INSTRUCTION » All of the listing below must be repeated word for word. Pictures are the only thing to omit.

DATASET EXCERPT »
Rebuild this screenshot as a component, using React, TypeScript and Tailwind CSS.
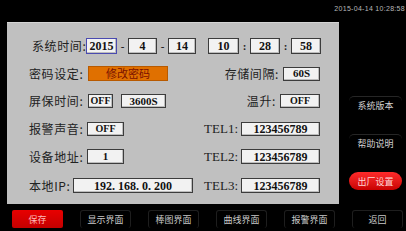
import React from "react";

const cjk = '"Noto Sans CJK SC", "Noto Sans", sans-serif';
const serif = '"Liberation Serif", "Noto Sans CJK SC", serif';

function Box({
  w,
  h = 15,
  text,
  size = "text-[12px]",
  focus = false,
}: {
  w: string;
  h?: number;
  text: string;
  size?: string;
  focus?: boolean;
}) {
  return (
    <div
      className={`${w} ${h === 16 ? "h-[16px]" : h === 14 ? "h-[14px]" : "h-[15px]"} flex items-center justify-center border ${
        focus ? "border-[#4a4ab0]" : "border-[#3c3c3c]"
      } bg-[#f2f2f2] shadow-[inset_-1px_-1px_0_#bdbdbd] ${size} font-bold text-[#111] leading-none whitespace-nowrap`}
      style={{ fontFamily: serif }}
    >
      {text}
    </div>
  );
}

function Label({ text, w, serifFont = false }: { text: string; w?: string; serifFont?: boolean }) {
  return (
    <span
      className={`${w ?? ""} ${serifFont ? "text-[13px]" : "text-[12px] tracking-[0.6px]"} text-[#222] leading-none whitespace-nowrap`}
      style={{ fontFamily: serifFont ? serif : cjk }}
    >
      {text}
    </span>
  );
}

function Sep({ c }: { c: string }) {
  return (
    <span className="w-[11px] text-center text-[11px] font-bold text-[#222] leading-none" style={{ fontFamily: serif }}>
      {c}
    </span>
  );
}

function SideButton({ text, red = false }: { text: string; red?: boolean }) {
  return (
    <div
      className={`h-[18px] w-[53px] flex items-center justify-center text-[9px] leading-none ${
        red
          ? "rounded-[9px] bg-gradient-to-b from-[#ff2a2a] to-[#c80000] text-[#ffd6d6]"
          : "rounded-[5px] border-t border-[#262626] bg-black text-[#d2d2d2]"
      }`}
      style={{ fontFamily: cjk }}
    >
      {text}
    </div>
  );
}

function BottomButton({ text, red = false }: { text: string; red?: boolean }) {
  return (
    <div
      className={`h-[18px] w-[51px] flex items-center justify-center text-[9px] leading-none ${
        red
          ? "rounded-[2px] bg-gradient-to-b from-[#e80000] to-[#c40000] text-[#ffb8b8]"
          : "rounded-[3px] border-t border-x border-[#1e1e1e] bg-black text-[#c8c8c8]"
      }`}
      style={{ fontFamily: cjk }}
    >
      {text}
    </div>
  );
}

export default function App() {
  return (
    <div className="w-[406px] h-[231px] bg-black overflow-hidden flex flex-col">
      <div className="h-[22px] flex justify-end pt-[5px] pr-[1px]">
        <span className="text-[7px] leading-none text-[#b8b8b8] tracking-[0.3px]" style={{ fontFamily: '"Liberation Sans", sans-serif' }}>
          2015-04-14 10:28:58
        </span>
      </div>

      <div className="flex h-[182px]">
        <div className="ml-[7px] w-[332px] h-[182px] bg-[#c0c0c0] border-t border-[#d4d4d4] pt-[9px] flex flex-col">
          {/* row 1: system time */}
          <div className="h-[28px] flex items-center pl-[25px]">
            <Label text="系统时间:" w="w-[54px]" />
            <Box w="w-[31px]" h={16} text="2015" focus />
            <Sep c="-" />
            <Box w="w-[29px]" h={16} text="4" />
            <Sep c="-" />
            <Box w="w-[28px]" h={16} text="14" />
            <div className="w-[12px]" />
            <Box w="w-[31px]" h={16} text="10" />
            <Sep c=":" />
            <Box w="w-[30px]" h={16} text="28" />
            <Sep c=":" />
            <Box w="w-[30px]" h={16} text="58" />
          </div>

          {/* row 2 */}
          <div className="h-[27px] flex items-center pl-[22px] pr-[19px]">
            <Label text="密码设定:" w="w-[59px]" />
            <div
              className="w-[80px] h-[15px] flex items-center justify-center bg-[#e07000] border border-[#b85a00] text-[11px] text-[#7a1000] leading-none"
              style={{ fontFamily: cjk }}
            >
              修改密码
            </div>
            <div className="flex-1 flex items-center justify-end gap-[4px]">
              <Label text="存储间隔:" />
              <Box w="w-[37px]" h={14} text="60S" size="text-[11px]" />
            </div>
          </div>

          {/* row 3 */}
          <div className="h-[28px] flex items-center pl-[22px] pr-[19px]">
            <Label text="屏保时间:" w="w-[59px]" />
            <Box w="w-[25px]" h={14} text="OFF" size="text-[10px]" />
            <div className="w-[8px]" />
            <Box w="w-[45px]" h={14} text="3600S" size="text-[11px]" />
            <div className="flex-1 flex items-center justify-end gap-[4px]">
              <Label text="温升:" />
              <Box w="w-[40px]" h={14} text="OFF" size="text-[10px]" />
            </div>
          </div>

          {/* row 4 */}
          <div className="h-[27px] flex items-center pl-[22px] pr-[19px]">
            <Label text="报警声音:" w="w-[58px]" />
            <Box w="w-[37px]" h={14} text="OFF" size="text-[10px]" />
            <div className="flex-1 flex items-center justify-end gap-[3px]">
              <Label text="TEL1:" serifFont />
              <Box w="w-[79px]" h={14} text="123456789" />
            </div>
          </div>

          {/* row 5 */}
          <div className="h-[29px] flex items-center pl-[22px] pr-[19px]">
            <Label text="设备地址:" w="w-[58px]" />
            <Box w="w-[37px]" text="1" size="text-[11px]" />
            <div className="flex-1 flex items-center justify-end gap-[3px]">
              <Label text="TEL2:" serifFont />
              <Box w="w-[79px]" text="123456789" />
            </div>
          </div>

          {/* row 6 */}
          <div className="h-[29px] flex items-center pl-[22px] pr-[19px]">
            <Label text="本地IP:" w="w-[44px]" />
            <Box w="w-[120px]" text="192. 168. 0. 200" />
            <div className="flex-1 flex items-center justify-end gap-[3px]">
              <Label text="TEL3:" serifFont />
              <Box w="w-[79px]" text="123456789" />
            </div>
          </div>
        </div>

        <div className="ml-[10px] w-[53px] pt-[74px] flex flex-col gap-[20px]">
          <SideButton text="系统版本" />
          <SideButton text="帮助说明" />
          <SideButton text="出厂设置" red />
        </div>
      </div>

      <div className="mt-[6px] pl-[12px] flex gap-[17px]">
        <BottomButton text="保存" red />
        <BottomButton text="显示界面" />
        <BottomButton text="棒图界面" />
        <BottomButton text="曲线界面" />
        <BottomButton text="报警界面" />
        <BottomButton text="返回" />
      </div>
    </div>
  );
}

SOLUTION TO THIS PROBLEM »
Rebuild this screenshot as a component, using React, TypeScript and Tailwind CSS.
import React from "react";

const cjk = '"Noto Sans CJK SC", "Noto Sans", sans-serif';
const serif = '"Liberation Serif", "Noto Sans CJK SC", serif';

function Box({
  w,
  h = 15,
  text,
  size = "text-[12px]",
  focus = false,
}: {
  w: string;
  h?: number;
  text: string;
  size?: string;
  focus?: boolean;
}) {
  return (
    <div
      className={`${w} ${h === 16 ? "h-[16px]" : h === 14 ? "h-[14px]" : "h-[15px]"} flex items-center justify-center border ${
        focus ? "border-[#4a4ab0]" : "border-[#3c3c3c]"
      } bg-[#f2f2f2] shadow-[inset_-1px_-1px_0_#bdbdbd] ${size} font-bold text-[#111] leading-none whitespace-nowrap`}
      style={{ fontFamily: serif }}
    >
      {text}
    </div>
  );
}

function Label({ text, w, serifFont = false }: { text: string; w?: string; serifFont?: boolean }) {
  return (
    <span
      className={`${w ?? ""} ${serifFont ? "text-[13px]" : "text-[12px] tracking-[0.6px]"} text-[#222] leading-none whitespace-nowrap`}
      style={{ fontFamily: serifFont ? serif : cjk }}
    >
      {text}
    </span>
  );
}

function Sep({ c }: { c: string }) {
  return (
    <span className="w-[11px] text-center text-[11px] font-bold text-[#222] leading-none" style={{ fontFamily: serif }}>
      {c}
    </span>
  );
}

function SideButton({ text, red = false }: { text: string; red?: boolean }) {
  return (
    <div
      className={`h-[18px] w-[53px] flex items-center justify-center text-[9px] leading-none ${
        red
          ? "rounded-[9px] bg-gradient-to-b from-[#ff2a2a] to-[#c80000] text-[#ffd6d6]"
          : "rounded-[5px] border-t border-[#262626] bg-black text-[#d2d2d2]"
      }`}
      style={{ fontFamily: cjk }}
    >
      {text}
    </div>
  );
}

function BottomButton({ text, red = false }: { text: string; red?: boolean }) {
  return (
    <div
      className={`h-[18px] w-[51px] flex items-center justify-center text-[9px] leading-none ${
        red
          ? "rounded-[2px] bg-gradient-to-b from-[#e80000] to-[#c40000] text-[#ffb8b8]"
          : "rounded-[3px] border-t border-x border-[#1e1e1e] bg-black text-[#c8c8c8]"
      }`}
      style={{ fontFamily: cjk }}
    >
      {text}
    </div>
  );
}

export default function App() {
  return (
    <div className="w-[406px] h-[231px] bg-black overflow-hidden flex flex-col">
      <div className="h-[22px] flex justify-end pt-[5px] pr-[1px]">
        <span className="text-[7px] leading-none text-[#b8b8b8] tracking-[0.3px]" style={{ fontFamily: '"Liberation Sans", sans-serif' }}>
          2015-04-14 10:28:58
        </span>
      </div>

      <div className="flex h-[182px]">
        <div className="ml-[7px] w-[332px] h-[182px] bg-[#c0c0c0] border-t border-[#d4d4d4] pt-[9px] flex flex-col">
          {/* row 1: system time */}
          <div className="h-[28px] flex items-center pl-[25px]">
            <Label text="系统时间:" w="w-[54px]" />
            <Box w="w-[31px]" h={16} text="2015" focus />
            <Sep c="-" />
            <Box w="w-[29px]" h={16} text="4" />
            <Sep c="-" />
            <Box w="w-[28px]" h={16} text="14" />
            <div className="w-[12px]" />
            <Box w="w-[31px]" h={16} text="10" />
            <Sep c=":" />
            <Box w="w-[30px]" h={16} text="28" />
            <Sep c=":" />
            <Box w="w-[30px]" h={16} text="58" />
          </div>

          {/* row 2 */}
          <div className="h-[27px] flex items-center pl-[22px] pr-[19px]">
            <Label text="密码设定:" w="w-[59px]" />
            <div
              className="w-[80px] h-[15px] flex items-center justify-center bg-[#e07000] border border-[#b85a00] text-[11px] text-[#7a1000] leading-none"
              style={{ fontFamily: cjk }}
            >
              修改密码
            </div>
            <div className="flex-1 flex items-center justify-end gap-[4px]">
              <Label text="存储间隔:" />
              <Box w="w-[37px]" h={14} text="60S" size="text-[11px]" />
            </div>
          </div>

          {/* row 3 */}
          <div className="h-[28px] flex items-center pl-[22px] pr-[19px]">
            <Label text="屏保时间:" w="w-[59px]" />
            <Box w="w-[25px]" h={14} text="OFF" size="text-[10px]" />
            <div className="w-[8px]" />
            <Box w="w-[45px]" h={14} text="3600S" size="text-[11px]" />
            <div className="flex-1 flex items-center justify-end gap-[4px]">
              <Label text="温升:" />
              <Box w="w-[40px]" h={14} text="OFF" size="text-[10px]" />
            </div>
          </div>

          {/* row 4 */}
          <div className="h-[27px] flex items-center pl-[22px] pr-[19px]">
            <Label text="报警声音:" w="w-[58px]" />
            <Box w="w-[37px]" h={14} text="OFF" size="text-[10px]" />
            <div className="flex-1 flex items-center justify-end gap-[3px]">
              <Label text="TEL1:" serifFont />
              <Box w="w-[79px]" h={14} text="123456789" />
            </div>
          </div>

          {/* row 5 */}
          <div className="h-[29px] flex items-center pl-[22px] pr-[19px]">
            <Label text="设备地址:" w="w-[58px]" />
            <Box w="w-[37px]" text="1" size="text-[11px]" />
            <div className="flex-1 flex items-center justify-end gap-[3px]">
              <Label text="TEL2:" serifFont />
              <Box w="w-[79px]" text="123456789" />
            </div>
          </div>

          {/* row 6 */}
          <div className="h-[29px] flex items-center pl-[22px] pr-[19px]">
            <Label text="本地IP:" w="w-[44px]" />
            <Box w="w-[120px]" text="192. 168. 0. 200" />
            <div className="flex-1 flex items-center justify-end gap-[3px]">
              <Label text="TEL3:" serifFont />
              <Box w="w-[79px]" text="123456789" />
            </div>
          </div>
        </div>

        <div className="ml-[10px] w-[53px] pt-[74px] flex flex-col gap-[20px]">
          <SideButton text="系统版本" />
          <SideButton text="帮助说明" />
          <SideButton text="出厂设置" red />
        </div>
      </div>

      <div className="mt-[6px] pl-[12px] flex gap-[17px]">
        <BottomButton text="保存" red />
        <BottomButton text="显示界面" />
        <BottomButton text="棒图界面" />
        <BottomButton text="曲线界面" />
        <BottomButton text="报警界面" />
        <BottomButton text="返回" />
      </div>
    </div>
  );
}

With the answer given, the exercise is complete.